* **WHAT YOU WILL DO**
Your task is to copy the listing exactly. Drop any pictures from the copy.
● ● ● ●
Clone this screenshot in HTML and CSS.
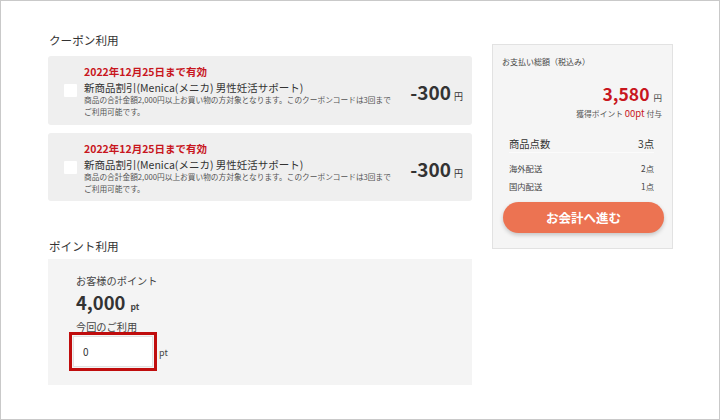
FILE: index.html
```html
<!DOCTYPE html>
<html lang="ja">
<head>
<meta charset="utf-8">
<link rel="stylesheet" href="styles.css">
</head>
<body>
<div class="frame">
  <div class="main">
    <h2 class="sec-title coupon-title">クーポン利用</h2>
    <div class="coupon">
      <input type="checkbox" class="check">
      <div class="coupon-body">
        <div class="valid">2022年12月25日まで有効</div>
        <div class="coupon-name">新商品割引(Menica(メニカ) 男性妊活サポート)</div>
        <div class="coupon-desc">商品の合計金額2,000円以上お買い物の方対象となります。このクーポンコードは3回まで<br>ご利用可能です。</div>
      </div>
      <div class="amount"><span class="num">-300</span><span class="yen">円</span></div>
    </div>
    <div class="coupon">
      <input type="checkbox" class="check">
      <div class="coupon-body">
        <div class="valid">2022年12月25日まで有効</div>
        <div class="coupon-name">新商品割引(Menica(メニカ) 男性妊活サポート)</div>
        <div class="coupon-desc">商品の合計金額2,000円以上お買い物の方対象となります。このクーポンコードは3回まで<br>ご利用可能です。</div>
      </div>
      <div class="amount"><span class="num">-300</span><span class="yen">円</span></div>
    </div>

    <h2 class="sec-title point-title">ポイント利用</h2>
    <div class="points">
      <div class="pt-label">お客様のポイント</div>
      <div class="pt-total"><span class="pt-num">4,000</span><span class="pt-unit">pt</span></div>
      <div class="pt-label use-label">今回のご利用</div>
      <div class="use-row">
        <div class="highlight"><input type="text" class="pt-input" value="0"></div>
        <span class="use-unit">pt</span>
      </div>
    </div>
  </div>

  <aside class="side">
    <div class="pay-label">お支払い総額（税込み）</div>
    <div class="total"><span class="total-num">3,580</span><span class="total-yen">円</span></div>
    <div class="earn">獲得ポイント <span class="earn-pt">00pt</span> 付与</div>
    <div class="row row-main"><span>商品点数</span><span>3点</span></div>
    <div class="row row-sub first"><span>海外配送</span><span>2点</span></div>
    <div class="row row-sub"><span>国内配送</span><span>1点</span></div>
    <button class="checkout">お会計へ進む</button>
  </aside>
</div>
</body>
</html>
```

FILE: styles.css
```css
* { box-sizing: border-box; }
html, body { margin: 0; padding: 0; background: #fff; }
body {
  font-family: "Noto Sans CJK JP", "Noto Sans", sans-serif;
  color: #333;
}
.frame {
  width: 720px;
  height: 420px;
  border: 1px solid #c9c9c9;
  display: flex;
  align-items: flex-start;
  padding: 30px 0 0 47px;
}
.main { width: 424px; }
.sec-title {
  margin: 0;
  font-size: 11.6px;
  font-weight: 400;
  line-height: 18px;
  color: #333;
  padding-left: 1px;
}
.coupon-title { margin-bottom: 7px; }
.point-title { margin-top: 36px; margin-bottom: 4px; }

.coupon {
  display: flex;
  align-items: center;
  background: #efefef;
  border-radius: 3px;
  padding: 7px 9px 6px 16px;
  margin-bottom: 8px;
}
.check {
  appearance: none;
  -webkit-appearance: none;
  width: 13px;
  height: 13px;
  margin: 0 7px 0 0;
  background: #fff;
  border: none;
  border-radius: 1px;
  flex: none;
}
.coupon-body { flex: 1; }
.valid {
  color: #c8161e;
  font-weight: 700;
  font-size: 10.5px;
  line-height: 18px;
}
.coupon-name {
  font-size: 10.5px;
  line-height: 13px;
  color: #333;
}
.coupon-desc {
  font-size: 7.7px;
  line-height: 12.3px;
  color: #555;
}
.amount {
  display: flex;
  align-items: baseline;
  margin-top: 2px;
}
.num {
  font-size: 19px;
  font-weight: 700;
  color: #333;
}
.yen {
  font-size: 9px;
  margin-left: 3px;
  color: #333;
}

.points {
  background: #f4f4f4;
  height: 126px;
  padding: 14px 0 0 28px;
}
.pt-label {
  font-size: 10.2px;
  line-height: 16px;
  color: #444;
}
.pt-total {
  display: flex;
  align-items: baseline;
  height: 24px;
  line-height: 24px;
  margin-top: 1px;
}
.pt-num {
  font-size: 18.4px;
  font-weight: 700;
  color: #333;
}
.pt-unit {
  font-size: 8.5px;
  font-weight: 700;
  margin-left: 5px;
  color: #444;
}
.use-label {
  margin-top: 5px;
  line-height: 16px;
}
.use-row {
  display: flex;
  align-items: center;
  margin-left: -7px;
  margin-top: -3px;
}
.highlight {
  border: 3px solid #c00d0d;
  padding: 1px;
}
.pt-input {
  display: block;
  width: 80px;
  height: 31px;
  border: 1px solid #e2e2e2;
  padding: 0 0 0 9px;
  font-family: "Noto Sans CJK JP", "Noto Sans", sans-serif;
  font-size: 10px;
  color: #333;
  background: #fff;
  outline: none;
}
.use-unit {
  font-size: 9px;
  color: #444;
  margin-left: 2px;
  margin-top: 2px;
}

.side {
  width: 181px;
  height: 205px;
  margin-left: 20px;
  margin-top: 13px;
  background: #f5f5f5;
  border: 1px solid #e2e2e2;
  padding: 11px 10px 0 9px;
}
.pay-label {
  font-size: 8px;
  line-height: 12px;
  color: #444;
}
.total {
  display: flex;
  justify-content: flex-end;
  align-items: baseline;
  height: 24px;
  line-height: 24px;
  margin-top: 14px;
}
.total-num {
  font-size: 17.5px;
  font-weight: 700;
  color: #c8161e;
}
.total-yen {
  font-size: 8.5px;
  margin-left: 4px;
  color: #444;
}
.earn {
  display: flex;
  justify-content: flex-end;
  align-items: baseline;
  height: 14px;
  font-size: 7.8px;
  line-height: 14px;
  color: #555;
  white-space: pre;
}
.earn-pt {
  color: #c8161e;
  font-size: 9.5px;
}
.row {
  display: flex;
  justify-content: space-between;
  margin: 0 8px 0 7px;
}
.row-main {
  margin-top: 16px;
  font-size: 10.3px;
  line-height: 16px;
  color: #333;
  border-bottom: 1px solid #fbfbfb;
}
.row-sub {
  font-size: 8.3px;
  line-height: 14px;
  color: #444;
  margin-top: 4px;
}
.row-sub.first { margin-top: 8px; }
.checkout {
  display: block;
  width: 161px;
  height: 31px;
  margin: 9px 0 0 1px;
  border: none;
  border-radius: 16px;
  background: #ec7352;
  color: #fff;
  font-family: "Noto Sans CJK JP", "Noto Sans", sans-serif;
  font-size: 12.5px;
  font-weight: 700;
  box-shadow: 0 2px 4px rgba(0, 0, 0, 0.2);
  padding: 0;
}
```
● ● ● ●
* **SOLUTION TO THE EXERCISE**
Clone this screenshot in HTML and CSS.
FILE: index.html
```html
<!DOCTYPE html>
<html lang="ja">
<head>
<meta charset="utf-8">
<link rel="stylesheet" href="styles.css">
</head>
<body>
<div class="frame">
  <div class="main">
    <h2 class="sec-title coupon-title">クーポン利用</h2>
    <div class="coupon">
      <input type="checkbox" class="check">
      <div class="coupon-body">
        <div class="valid">2022年12月25日まで有効</div>
        <div class="coupon-name">新商品割引(Menica(メニカ) 男性妊活サポート)</div>
        <div class="coupon-desc">商品の合計金額2,000円以上お買い物の方対象となります。このクーポンコードは3回まで<br>ご利用可能です。</div>
      </div>
      <div class="amount"><span class="num">-300</span><span class="yen">円</span></div>
    </div>
    <div class="coupon">
      <input type="checkbox" class="check">
      <div class="coupon-body">
        <div class="valid">2022年12月25日まで有効</div>
        <div class="coupon-name">新商品割引(Menica(メニカ) 男性妊活サポート)</div>
        <div class="coupon-desc">商品の合計金額2,000円以上お買い物の方対象となります。このクーポンコードは3回まで<br>ご利用可能です。</div>
      </div>
      <div class="amount"><span class="num">-300</span><span class="yen">円</span></div>
    </div>

    <h2 class="sec-title point-title">ポイント利用</h2>
    <div class="points">
      <div class="pt-label">お客様のポイント</div>
      <div class="pt-total"><span class="pt-num">4,000</span><span class="pt-unit">pt</span></div>
      <div class="pt-label use-label">今回のご利用</div>
      <div class="use-row">
        <div class="highlight"><input type="text" class="pt-input" value="0"></div>
        <span class="use-unit">pt</span>
      </div>
    </div>
  </div>

  <aside class="side">
    <div class="pay-label">お支払い総額（税込み）</div>
    <div class="total"><span class="total-num">3,580</span><span class="total-yen">円</span></div>
    <div class="earn">獲得ポイント <span class="earn-pt">00pt</span> 付与</div>
    <div class="row row-main"><span>商品点数</span><span>3点</span></div>
    <div class="row row-sub first"><span>海外配送</span><span>2点</span></div>
    <div class="row row-sub"><span>国内配送</span><span>1点</span></div>
    <button class="checkout">お会計へ進む</button>
  </aside>
</div>
</body>
</html>
```

FILE: styles.css
```css
* { box-sizing: border-box; }
html, body { margin: 0; padding: 0; background: #fff; }
body {
  font-family: "Noto Sans CJK JP", "Noto Sans", sans-serif;
  color: #333;
}
.frame {
  width: 720px;
  height: 420px;
  border: 1px solid #c9c9c9;
  display: flex;
  align-items: flex-start;
  padding: 30px 0 0 47px;
}
.main { width: 424px; }
.sec-title {
  margin: 0;
  font-size: 11.6px;
  font-weight: 400;
  line-height: 18px;
  color: #333;
  padding-left: 1px;
}
.coupon-title { margin-bottom: 7px; }
.point-title { margin-top: 36px; margin-bottom: 4px; }

.coupon {
  display: flex;
  align-items: center;
  background: #efefef;
  border-radius: 3px;
  padding: 7px 9px 6px 16px;
  margin-bottom: 8px;
}
.check {
  appearance: none;
  -webkit-appearance: none;
  width: 13px;
  height: 13px;
  margin: 0 7px 0 0;
  background: #fff;
  border: none;
  border-radius: 1px;
  flex: none;
}
.coupon-body { flex: 1; }
.valid {
  color: #c8161e;
  font-weight: 700;
  font-size: 10.5px;
  line-height: 18px;
}
.coupon-name {
  font-size: 10.5px;
  line-height: 13px;
  color: #333;
}
.coupon-desc {
  font-size: 7.7px;
  line-height: 12.3px;
  color: #555;
}
.amount {
  display: flex;
  align-items: baseline;
  margin-top: 2px;
}
.num {
  font-size: 19px;
  font-weight: 700;
  color: #333;
}
.yen {
  font-size: 9px;
  margin-left: 3px;
  color: #333;
}

.points {
  background: #f4f4f4;
  height: 126px;
  padding: 14px 0 0 28px;
}
.pt-label {
  font-size: 10.2px;
  line-height: 16px;
  color: #444;
}
.pt-total {
  display: flex;
  align-items: baseline;
  height: 24px;
  line-height: 24px;
  margin-top: 1px;
}
.pt-num {
  font-size: 18.4px;
  font-weight: 700;
  color: #333;
}
.pt-unit {
  font-size: 8.5px;
  font-weight: 700;
  margin-left: 5px;
  color: #444;
}
.use-label {
  margin-top: 5px;
  line-height: 16px;
}
.use-row {
  display: flex;
  align-items: center;
  margin-left: -7px;
  margin-top: -3px;
}
.highlight {
  border: 3px solid #c00d0d;
  padding: 1px;
}
.pt-input {
  display: block;
  width: 80px;
  height: 31px;
  border: 1px solid #e2e2e2;
  padding: 0 0 0 9px;
  font-family: "Noto Sans CJK JP", "Noto Sans", sans-serif;
  font-size: 10px;
  color: #333;
  background: #fff;
  outline: none;
}
.use-unit {
  font-size: 9px;
  color: #444;
  margin-left: 2px;
  margin-top: 2px;
}

.side {
  width: 181px;
  height: 205px;
  margin-left: 20px;
  margin-top: 13px;
  background: #f5f5f5;
  border: 1px solid #e2e2e2;
  padding: 11px 10px 0 9px;
}
.pay-label {
  font-size: 8px;
  line-height: 12px;
  color: #444;
}
.total {
  display: flex;
  justify-content: flex-end;
  align-items: baseline;
  height: 24px;
  line-height: 24px;
  margin-top: 14px;
}
.total-num {
  font-size: 17.5px;
  font-weight: 700;
  color: #c8161e;
}
.total-yen {
  font-size: 8.5px;
  margin-left: 4px;
  color: #444;
}
.earn {
  display: flex;
  justify-content: flex-end;
  align-items: baseline;
  height: 14px;
  font-size: 7.8px;
  line-height: 14px;
  color: #555;
  white-space: pre;
}
.earn-pt {
  color: #c8161e;
  font-size: 9.5px;
}
.row {
  display: flex;
  justify-content: space-between;
  margin: 0 8px 0 7px;
}
.row-main {
  margin-top: 16px;
  font-size: 10.3px;
  line-height: 16px;
  color: #333;
  border-bottom: 1px solid #fbfbfb;
}
.row-sub {
  font-size: 8.3px;
  line-height: 14px;
  color: #444;
  margin-top: 4px;
}
.row-sub.first { margin-top: 8px; }
.checkout {
  display: block;
  width: 161px;
  height: 31px;
  margin: 9px 0 0 1px;
  border: none;
  border-radius: 16px;
  background: #ec7352;
  color: #fff;
  font-family: "Noto Sans CJK JP", "Noto Sans", sans-serif;
  font-size: 12.5px;
  font-weight: 700;
  box-shadow: 0 2px 4px rgba(0, 0, 0, 0.2);
  padding: 0;
}
```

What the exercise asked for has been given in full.